+++ Data section +++
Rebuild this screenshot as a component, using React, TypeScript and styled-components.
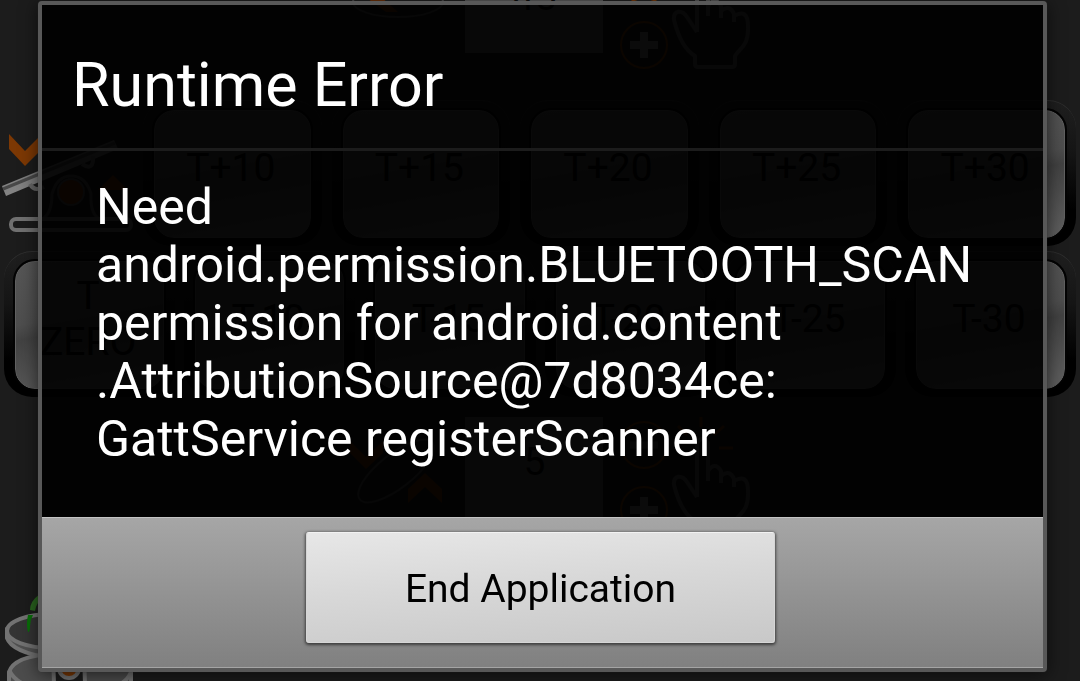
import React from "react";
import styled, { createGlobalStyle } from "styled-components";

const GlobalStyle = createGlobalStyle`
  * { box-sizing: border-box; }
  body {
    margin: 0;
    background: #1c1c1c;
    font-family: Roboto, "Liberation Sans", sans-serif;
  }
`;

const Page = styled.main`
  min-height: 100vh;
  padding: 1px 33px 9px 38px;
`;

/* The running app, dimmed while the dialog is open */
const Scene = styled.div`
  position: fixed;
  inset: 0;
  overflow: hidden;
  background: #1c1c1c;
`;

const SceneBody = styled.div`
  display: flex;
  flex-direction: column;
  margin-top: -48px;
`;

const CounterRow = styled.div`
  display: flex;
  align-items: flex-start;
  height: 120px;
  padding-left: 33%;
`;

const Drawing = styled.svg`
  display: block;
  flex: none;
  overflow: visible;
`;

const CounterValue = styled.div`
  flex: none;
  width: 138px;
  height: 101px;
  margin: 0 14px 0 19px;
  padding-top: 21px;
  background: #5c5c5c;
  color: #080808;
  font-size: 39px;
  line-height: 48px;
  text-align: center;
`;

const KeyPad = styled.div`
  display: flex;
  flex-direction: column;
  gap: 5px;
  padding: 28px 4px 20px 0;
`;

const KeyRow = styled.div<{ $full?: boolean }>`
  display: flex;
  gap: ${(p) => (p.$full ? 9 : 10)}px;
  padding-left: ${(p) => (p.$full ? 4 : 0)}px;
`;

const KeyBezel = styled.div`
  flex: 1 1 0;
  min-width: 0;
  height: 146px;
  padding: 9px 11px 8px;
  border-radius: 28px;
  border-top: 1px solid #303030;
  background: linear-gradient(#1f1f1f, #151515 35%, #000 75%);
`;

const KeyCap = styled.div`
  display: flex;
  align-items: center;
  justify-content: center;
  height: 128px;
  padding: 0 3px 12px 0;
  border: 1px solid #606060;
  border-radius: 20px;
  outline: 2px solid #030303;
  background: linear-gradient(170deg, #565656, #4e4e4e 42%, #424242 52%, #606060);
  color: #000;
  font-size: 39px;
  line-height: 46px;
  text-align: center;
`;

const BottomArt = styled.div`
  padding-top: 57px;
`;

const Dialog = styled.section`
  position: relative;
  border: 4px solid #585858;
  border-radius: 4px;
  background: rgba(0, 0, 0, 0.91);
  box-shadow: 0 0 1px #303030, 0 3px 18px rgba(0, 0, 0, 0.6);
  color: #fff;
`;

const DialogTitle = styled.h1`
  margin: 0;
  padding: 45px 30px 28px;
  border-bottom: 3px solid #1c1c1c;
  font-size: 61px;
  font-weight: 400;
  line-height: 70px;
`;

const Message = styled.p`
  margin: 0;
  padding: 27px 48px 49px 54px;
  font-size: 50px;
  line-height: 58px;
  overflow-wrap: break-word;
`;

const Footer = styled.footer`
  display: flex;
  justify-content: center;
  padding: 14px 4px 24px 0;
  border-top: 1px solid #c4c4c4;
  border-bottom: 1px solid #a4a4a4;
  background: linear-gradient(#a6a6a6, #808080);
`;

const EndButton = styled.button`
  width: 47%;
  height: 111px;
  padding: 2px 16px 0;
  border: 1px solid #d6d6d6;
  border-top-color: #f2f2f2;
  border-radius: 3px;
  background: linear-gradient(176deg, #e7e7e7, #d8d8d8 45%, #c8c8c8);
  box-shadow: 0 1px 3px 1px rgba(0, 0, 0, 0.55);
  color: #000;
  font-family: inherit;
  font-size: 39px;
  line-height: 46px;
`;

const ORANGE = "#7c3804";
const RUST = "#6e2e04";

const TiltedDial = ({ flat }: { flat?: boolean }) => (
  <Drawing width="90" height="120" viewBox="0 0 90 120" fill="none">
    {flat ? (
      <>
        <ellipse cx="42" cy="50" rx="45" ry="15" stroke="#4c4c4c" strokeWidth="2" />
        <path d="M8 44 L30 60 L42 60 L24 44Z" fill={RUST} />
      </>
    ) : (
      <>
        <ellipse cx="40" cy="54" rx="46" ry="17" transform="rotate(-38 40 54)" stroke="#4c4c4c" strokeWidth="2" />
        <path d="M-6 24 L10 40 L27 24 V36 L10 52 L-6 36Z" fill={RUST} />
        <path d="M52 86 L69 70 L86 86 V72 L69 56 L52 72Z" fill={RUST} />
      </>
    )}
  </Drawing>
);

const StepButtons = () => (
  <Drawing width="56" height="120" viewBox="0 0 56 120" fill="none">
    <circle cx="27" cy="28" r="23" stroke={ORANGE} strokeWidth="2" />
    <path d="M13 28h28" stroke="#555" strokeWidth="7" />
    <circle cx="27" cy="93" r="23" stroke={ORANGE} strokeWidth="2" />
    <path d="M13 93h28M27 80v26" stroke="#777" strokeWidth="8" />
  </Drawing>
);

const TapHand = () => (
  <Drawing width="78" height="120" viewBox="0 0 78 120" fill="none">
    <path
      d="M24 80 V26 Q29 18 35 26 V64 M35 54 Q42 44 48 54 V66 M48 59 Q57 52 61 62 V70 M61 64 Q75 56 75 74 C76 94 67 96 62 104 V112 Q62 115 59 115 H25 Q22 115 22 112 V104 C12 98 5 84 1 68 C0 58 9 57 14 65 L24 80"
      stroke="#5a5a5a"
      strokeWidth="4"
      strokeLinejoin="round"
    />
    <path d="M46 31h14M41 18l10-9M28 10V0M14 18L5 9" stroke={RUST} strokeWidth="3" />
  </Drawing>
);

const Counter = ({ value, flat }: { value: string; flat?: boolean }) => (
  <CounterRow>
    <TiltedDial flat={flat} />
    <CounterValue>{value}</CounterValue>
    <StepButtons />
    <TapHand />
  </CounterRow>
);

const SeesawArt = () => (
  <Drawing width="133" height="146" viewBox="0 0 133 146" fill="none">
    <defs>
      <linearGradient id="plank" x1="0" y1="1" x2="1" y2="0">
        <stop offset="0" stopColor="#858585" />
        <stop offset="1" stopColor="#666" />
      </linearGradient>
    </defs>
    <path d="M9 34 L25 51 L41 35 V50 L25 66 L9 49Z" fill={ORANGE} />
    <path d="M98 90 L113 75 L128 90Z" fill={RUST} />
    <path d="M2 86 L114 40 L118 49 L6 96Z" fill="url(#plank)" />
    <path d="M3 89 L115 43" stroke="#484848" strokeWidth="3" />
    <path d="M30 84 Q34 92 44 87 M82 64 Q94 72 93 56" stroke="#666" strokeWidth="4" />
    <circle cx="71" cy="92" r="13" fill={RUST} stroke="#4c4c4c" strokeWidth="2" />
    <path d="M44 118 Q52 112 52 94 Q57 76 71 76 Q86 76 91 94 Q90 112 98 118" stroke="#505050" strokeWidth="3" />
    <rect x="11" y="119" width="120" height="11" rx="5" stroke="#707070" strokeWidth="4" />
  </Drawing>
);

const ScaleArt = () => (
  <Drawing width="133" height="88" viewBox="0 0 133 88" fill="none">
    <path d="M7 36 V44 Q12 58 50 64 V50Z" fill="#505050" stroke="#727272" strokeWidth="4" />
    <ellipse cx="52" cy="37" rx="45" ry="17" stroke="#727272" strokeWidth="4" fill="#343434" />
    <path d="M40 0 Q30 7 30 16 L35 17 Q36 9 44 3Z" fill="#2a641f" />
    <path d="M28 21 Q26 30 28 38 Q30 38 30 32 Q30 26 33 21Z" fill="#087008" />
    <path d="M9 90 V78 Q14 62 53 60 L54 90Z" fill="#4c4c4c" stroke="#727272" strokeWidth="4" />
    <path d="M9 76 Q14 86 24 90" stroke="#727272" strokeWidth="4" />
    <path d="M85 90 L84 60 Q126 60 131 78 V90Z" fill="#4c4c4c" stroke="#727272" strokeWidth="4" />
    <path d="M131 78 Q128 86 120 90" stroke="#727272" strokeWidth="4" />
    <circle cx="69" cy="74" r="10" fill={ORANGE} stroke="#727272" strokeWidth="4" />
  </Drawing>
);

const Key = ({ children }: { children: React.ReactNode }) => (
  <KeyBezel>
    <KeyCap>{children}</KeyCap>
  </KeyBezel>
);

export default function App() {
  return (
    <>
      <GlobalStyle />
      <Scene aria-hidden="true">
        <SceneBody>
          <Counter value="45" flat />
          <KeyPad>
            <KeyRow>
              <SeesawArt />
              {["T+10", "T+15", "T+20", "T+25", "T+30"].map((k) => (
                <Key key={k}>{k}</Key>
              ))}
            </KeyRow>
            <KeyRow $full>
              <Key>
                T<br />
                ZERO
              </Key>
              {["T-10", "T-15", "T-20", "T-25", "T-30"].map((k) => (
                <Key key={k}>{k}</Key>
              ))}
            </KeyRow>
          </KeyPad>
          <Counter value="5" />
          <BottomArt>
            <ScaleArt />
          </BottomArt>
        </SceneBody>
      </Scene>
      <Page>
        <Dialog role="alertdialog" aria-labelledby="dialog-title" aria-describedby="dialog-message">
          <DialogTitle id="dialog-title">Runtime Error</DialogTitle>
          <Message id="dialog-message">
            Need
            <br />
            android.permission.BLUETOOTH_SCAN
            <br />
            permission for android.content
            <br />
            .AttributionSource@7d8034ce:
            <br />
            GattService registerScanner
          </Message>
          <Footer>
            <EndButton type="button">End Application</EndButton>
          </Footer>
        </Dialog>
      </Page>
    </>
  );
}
+++
Select from the material above each line in which the string "React" appears, and list those lines.

Rebuild this screenshot as a component, using React, TypeScript and styled-components.
import React from "react";
const Key = ({ children }: { children: React.ReactNode }) => (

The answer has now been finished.